No sé muy bien cuánto sabía a mis veintitantos sobre su obra –los tangueros acérrimos de mi familia, bien o mal, me habían legado por ósmosis algún conocimiento del género–, pero sí que en el tránsito entre el tercer y el segundo piso tuve un escalofrío: estaba en solitario, nada más ni nada menos, que con el autor de los versos de “Los mareados”. No hace falta recordar la letra de la canción, rara, como encendida, que siempre tuvo el efecto de dejarme embriagado, incluso sin haber probado una gota. La música era de Cobián (en su origen se llamaba “Los dopados” y tenía otros versos, otras firmas), pero Aníbal Troilo, al redescubrirla en los años cuarenta, le pidió a Cadícamo una nueva letra, que es la versión que hoy conocemos.

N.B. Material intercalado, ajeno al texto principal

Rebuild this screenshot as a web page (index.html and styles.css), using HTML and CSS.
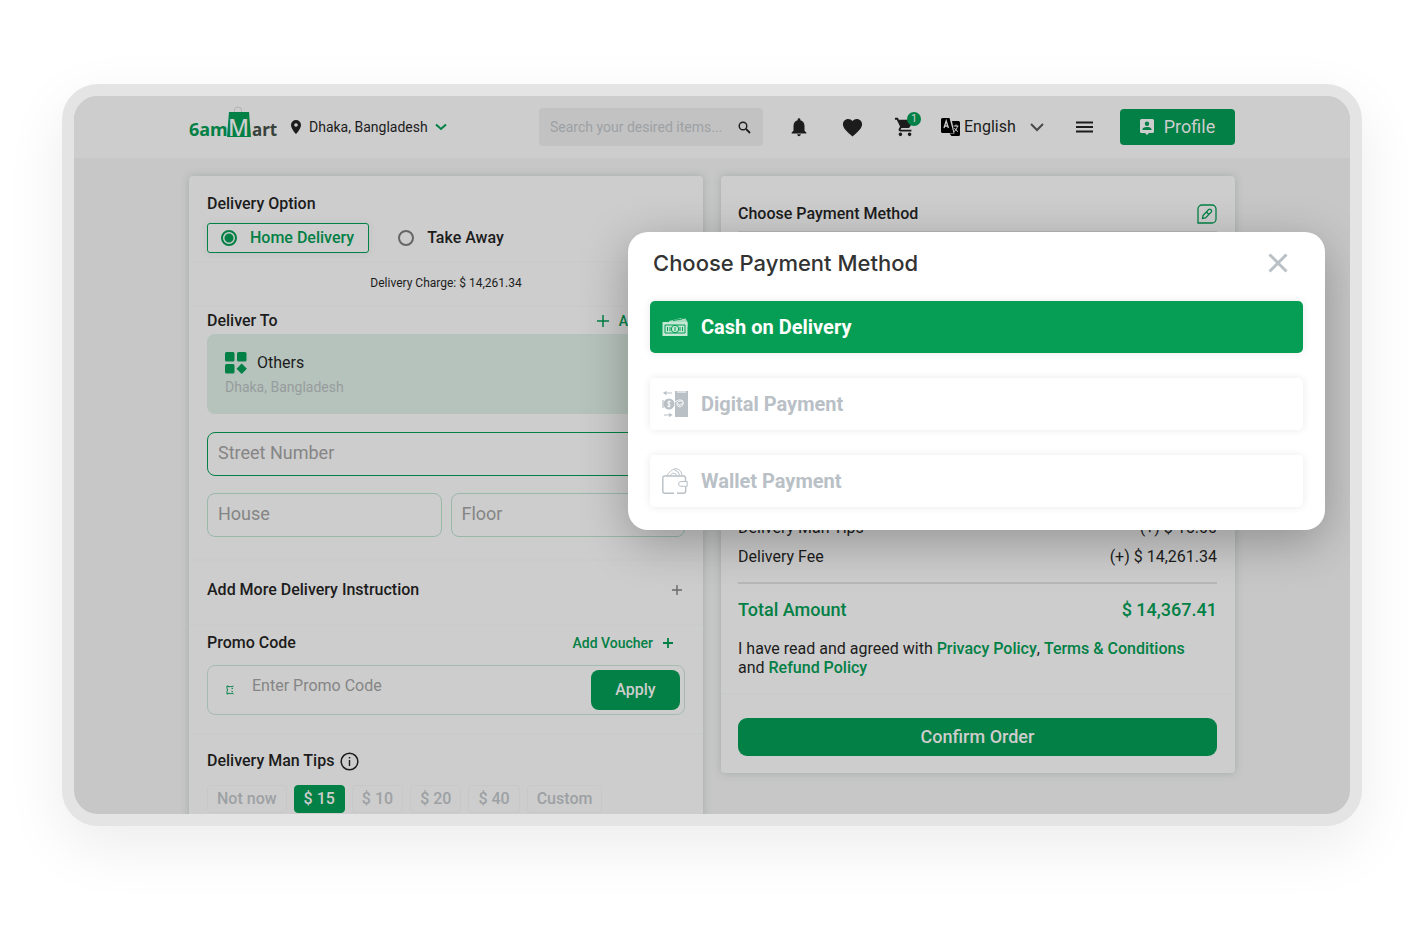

El señor me miró con un rictus amable. Difícilmente alguien tan joven, debe haber pensado, fuera a incordiarlo con preguntas entrometidas. Entre el segundo piso y el primero, descarté “Los mareados” como excusa para el contacto. A sus oídos debía sonar un insoportable lugar común. Tenía el vago recuerdo de que también “Garúa” era suya. Cadícamo escribió más de 1300 tangos, pero en esa época desconocía que también estaba detrás de “Muñeca brava”, de “Che, papusa, oí” o de “La casita de mis viejos”.
¿Y “Anclao en París”? Sí, estaba casi seguro, pero solo casi. Hoy es mi tango de cabecera y tiene también (lo sé ahora) una linda historia. A pesar de su nostalgia porteña a orillas del Sena (“aquí estoy varado, sin plata y sin fe”), no fue escrito en la capital francesa, sino en Barcelona, uno de los tantos puntos por donde el letrista paseó su bohemia. La música la puso Guillermo Barbieri, el guitarrista de Gardel, y el cantor la grabó en 1931.
En el momento en que el ascensor tocó la planta baja, pensé que, más allá de ese tema, entre las muchas razones que había para estrecharle las manos a Cadícamo era que alguna vez habían estrechado las de su amigo Gardel. Era un buen subterfugio para un saludo. Para ese momento, sin embargo, las puertas ya venían de abrirse. Cadícamo saludó con un gesto y partió, a un ritmo que ponía en entredicho la amplia brecha generacional que nos separaba. No hablamos, pero ese breve viaje y esa última imagen son –siguen siendo– a su manera una larga conversación sin palabras a través del tiempo.